Ender’s Game Blu-Ray Featurette Explores The Zero Gravity Acrobatics

By Brent McKnight | Published

This article is more than 2 years old

Gavin Hood’s adaptation of Orson Scott Card’s classic sci-fi novel Ender’s Game hit Blu-ray and DVD yesterday, arriving with a decent collection of bonus features and extras. Whether or not you were a fan of the movie, there is some damn impressive special effects work going on. More so than even the massive battle scenes, the most memorable pieces are the scenes in the anti-gravity room. One of the behind the scenes features on the home release looks at how the filmmakers accomplished these feats and digs into all the work that went into the execution.

For fans of the book, these zero gravity scenes were one of the things they most anticipated, but also one of the things they were most worried about getting screwed up. During his time at Battle School, an orbiting military academy, Ender and his fellow recruits engage in numerous zero g combat simulations. They’re weightless for extended periods of time, often for entire long scenes, and if the effects don’t work, the scenes don’t work. This video, which originally appeared on Collider, illustrates exactly how Hood and company went about staging and filming these fantastic sequences. You can see how incredibly challenging they were to create, but also how much fun there were.

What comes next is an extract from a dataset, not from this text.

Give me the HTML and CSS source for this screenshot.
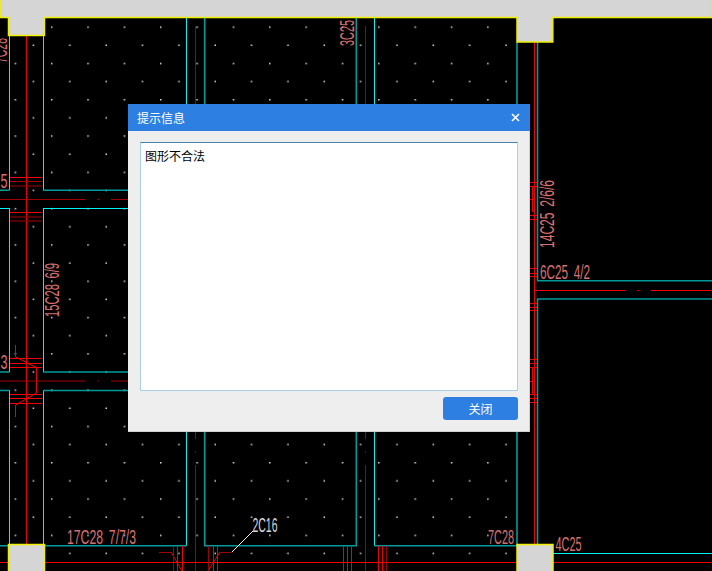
FILE: index.html
```html
<!DOCTYPE html>
<html lang="zh-CN">
<head>
    <meta charset="UTF-8">
    <meta name="viewport" content="width=device-width, initial-scale=1.0">
    <title>提示信息</title>
    <link rel="stylesheet" href="styles.css">
</head>
<body>
<div class="viewport">
    <svg class="drawing" width="712" height="571" viewBox="0 0 712 571">
        <defs>
            <pattern id="dots" patternUnits="userSpaceOnUse" x="14.6" y="26.4" width="36.35" height="36.3">
                <rect class="dot" x="0" y="0" width="1.5" height="1.5"/>
                <rect class="dot" x="18.17" y="18.15" width="1.5" height="1.5"/>
            </pattern>
        </defs>

        <!-- point grid -->
        <rect x="14" y="26" width="494" height="530" fill="url(#dots)"/>

        <!-- wall outlines -->
        <g class="cyan">
            <path d="M9.5 36V190M9.5 208V372M9.5 390V545"/>
            <path d="M43.5 36V190M43.5 208V372M43.5 390V545"/>
            <path d="M186.5 18V190M186.5 208V372M186.5 390V545"/>
            <path d="M374.5 18V190M374.5 208V372M374.5 390V545"/>
            <path d="M517 42V190M517 208V372M517 390V545"/>
            <path d="M553 553.5H712"/>
            <path d="M0 208.5H9M43 208.5H186M205 208.5H356M375 208.5H517"/>
        </g>
        <g class="teal">
            <path d="M204.7 18V190M204.7 208V372M204.7 390V546"/>
            <path d="M356.3 18V190M356.3 208V372M356.3 390V546"/>
            <path d="M537.5 42V280.7H712M537.5 571V299H712"/>
            <path d="M0 190.3H9.5M43 190.3H187M204 190.3H357M374 190.3H517"/>
            <path d="M0 372H9.5M43 372H187M204 372H357M374 372H517"/>
            <path d="M0 390.5H9.5M43 390.5H187M204 390.5H357M374 390.5H517"/>
            <path d="M0 545.7H187M204 545.7H357M374 545.7H517"/>
        </g>

        <!-- main bars -->
        <g class="red">
            <path d="M26.5 36V544"/>
            <path d="M534.5 42V544"/>
            <path d="M0 562.5H8M44 562.5H517M553 562.5H712"/>
            <path d="M534 290.5H625M651 290.5H712M637.5 290.5H639"/>
            <path d="M10 177.5H42M10 212.5H42"/>
            <path d="M10 358.5H42M10 363.5H42M10 367.5H42M10 394.5H42M10 398.5H42M10 403.5H42"/>
            <path d="M15.5 345V357L36.5 367.5V393L15.5 405V417"/>
            <path d="M530 182.5H537M530 186.5H537M530 215.5H537M530 219.5H537M530 268.5H537M530 273.5H537M530 276.5H537"/>
            <path d="M530 303.5H537M530 307.5H537M530 310.5H537M530 359.5H537M530 363.5H537M530 367.5H537M530 394.5H537M530 398.5H537M530 402.5H537"/>
            <path d="M532.5 187V212M530 199.5H534M532.5 368V394M530 381.5H534"/>
            <path d="M343.5 546V571M347.5 546V571M351.5 546V571"/>
            <path d="M378.5 546V571M382.5 546V571"/>
            <path d="M177.5 546V571M182.5 546V571M213.5 546V571M217.5 546V571"/>
            <path d="M171 552L182 571M220 552L208 571"/>
        </g>
        <g class="dark-red">
            <path d="M0 199.5H86M97.5 199.5H99M111 199.5H128"/>
            <path d="M0 381H86M97.5 381H99M111 381H128"/>
            <path d="M10 181.5H42M10 186H42M10 217H42M10 221H42"/>
            <path d="M195.5 26V439M195.5 451V452.5M195.5 465V571"/>
            <path d="M365.5 26V439M365.5 451V452.5M365.5 465V571"/>
            <path d="M173.5 546V571M208.5 546V571M386.5 546V571"/>
            <path d="M159 552.5H171M220 552.5H232"/>
        </g>

        <!-- leader -->
        <path class="leader" d="M232 552L253 531"/>

        <!-- column blocks -->
        <path class="block" d="M0 -2V17.5H8.5V35.5H44.5V17.5H517V42H552.8V17.5H712V-2Z"/>
        <rect class="block" x="8.5" y="544.5" width="36" height="30"/>
        <rect class="block" x="517" y="544.5" width="36" height="30"/>

        <!-- rebar labels -->
        <g class="label">
            <text x="0" y="0" textLength="25" lengthAdjust="spacingAndGlyphs" transform="translate(7 63) rotate(-90)">7C28</text>
            <text x="0.5" y="188" textLength="7" lengthAdjust="spacingAndGlyphs">5</text>
            <text x="0.5" y="369" textLength="7" lengthAdjust="spacingAndGlyphs">3</text>
            <text x="0" y="0" textLength="54" lengthAdjust="spacingAndGlyphs" transform="translate(59 317) rotate(-90)">15C28 6/9</text>
            <text x="0" y="0" textLength="26" lengthAdjust="spacingAndGlyphs" transform="translate(354 46) rotate(-90)">3C25</text>
            <text x="0" y="0" textLength="68" lengthAdjust="spacingAndGlyphs" transform="translate(554 248) rotate(-90)">14C25 2/6/6</text>
            <text x="540" y="279" textLength="50" lengthAdjust="spacingAndGlyphs">6C25 4/2</text>
            <text x="67" y="544" textLength="69" lengthAdjust="spacingAndGlyphs">17C28 7/7/3</text>
            <text x="488" y="544" textLength="26" lengthAdjust="spacingAndGlyphs">7C28</text>
            <text x="555.5" y="551" textLength="26" lengthAdjust="spacingAndGlyphs">4C25</text>
            <text class="label-white" x="252.5" y="532" textLength="25" lengthAdjust="spacingAndGlyphs">2C16</text>
        </g>
    </svg>

    <div class="dialog">
        <div class="dialog-title">
            <span>提示信息</span>
            <svg class="dialog-close" width="9" height="9" viewBox="0 0 9 9">
                <path d="M1 1L8 8M8 1L1 8"/>
            </svg>
        </div>
        <div class="dialog-body">
            <div class="message">图形不合法</div>
            <div class="dialog-actions">
                <button type="button">关闭</button>
            </div>
        </div>
    </div>
</div>
</body>
</html>
```

FILE: styles.css
```css
html, body {
    margin: 0;
    padding: 0;
    background: #000;
}
.viewport {
    position: relative;
    width: 712px;
    height: 571px;
    overflow: hidden;
    background: #000;
    font-family: "Noto Sans CJK SC", "Liberation Sans", sans-serif;
    font-size: 12px;
}
.drawing {
    display: block;
}
.dot {
    fill: #d8d8d8;
}
.cyan path {
    fill: none;
    stroke: #00f4f4;
    stroke-width: 1;
}
.teal path {
    fill: none;
    stroke: #009a9a;
    stroke-width: 1.6;
}
.red path {
    fill: none;
    stroke: #f00000;
    stroke-width: 1;
}
.dark-red path {
    fill: none;
    stroke: #a00000;
    stroke-width: 1;
}
.leader {
    fill: none;
    stroke: #f0f0f0;
    stroke-width: 1;
}
.block {
    fill: #d5d5d5;
    stroke: #f0f000;
    stroke-width: 1.5;
}
.label text {
    font-family: "Liberation Sans", sans-serif;
    font-size: 19.5px;
    font-weight: 400;
    word-spacing: 4px;
    fill: #d87070;
}
.label .label-white {
    fill: #d8d8d8;
}
.dialog {
    position: absolute;
    left: 128px;
    top: 104px;
    width: 402px;
    height: 328px;
    display: flex;
    flex-direction: column;
    box-sizing: border-box;
    background: #eeeeee;
    border-right: 1px solid #d0d0d0;
    border-bottom: 1px solid #d0d0d0;
}
.dialog-title {
    height: 27px;
    margin-right: -1px;
    padding: 0 10px 0 9px;
    display: flex;
    align-items: center;
    justify-content: space-between;
    flex-shrink: 0;
    background: #2d80e2;
    color: #fff;
}
.dialog-close path {
    fill: none;
    stroke: #fff;
    stroke-width: 1.6;
}
.dialog-body {
    flex: 1;
    padding: 11px 11px 11px 12px;
    display: flex;
    flex-direction: column;
    gap: 6px;
}
.message {
    flex: 1;
    padding: 5px 4px;
    background: #fff;
    color: #000;
    border: 1px solid #a9cfe9;
    border-top-color: #4a80ac;
    line-height: 16px;
}
.dialog-actions {
    display: flex;
    justify-content: flex-end;
}
button {
    width: 75px;
    height: 23px;
    padding: 0;
    border: none;
    border-radius: 3px;
    background: #2d80e2;
    color: #fff;
    font-family: inherit;
    font-size: 12px;
}
```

In order to pull off these elaborate, almost balletic action sequences, Hood employed a mix of wire work, green screen, and specially designed apparatuses created just for Ender’s Game. Stunt coordinator Garrett Warren developed an elaborate rig deemed the Lollipop that allowed him to and his team to maneuver the actors almost like marionettes. It’s crazy to watch them bob up and down, spinning and rotating freely in any direction, controlled by multiple crewmembers at the same time.

As it turns out, pretending that there’s no gravity while you’re still attached to wires in an environment that is still subject to its laws, is rather difficult. How do you prepare to mimic a sensation that you’ve never experienced and sell it to an audience? That’s a hell of a trick. Warren and the members of the cast, most of whom are quite young, worked with performers from the Cirque du Soleil in order learn how to properly control their bodies. The actors learned how to position themselves and hold those poses as if it were an effortless feat.

While it was far from perfect, Ender’s Game is decent. It doesn’t get quite as in depth with the larger themes of the book, and thought the emotional connections are a little bit light, it isn’t bad. The film sticks closer to the story of the book than I expected, and I wound up enjoying the finished product. Lionsgate hoped they had another hit young adult franchise to go along with The Hunger Games, and their upcoming Divergent, but Ender totally tanked at the box office amidst tepid reviews and public backlash over Card’s well-documented homophobia. So we probably won’t be seeing any sequels.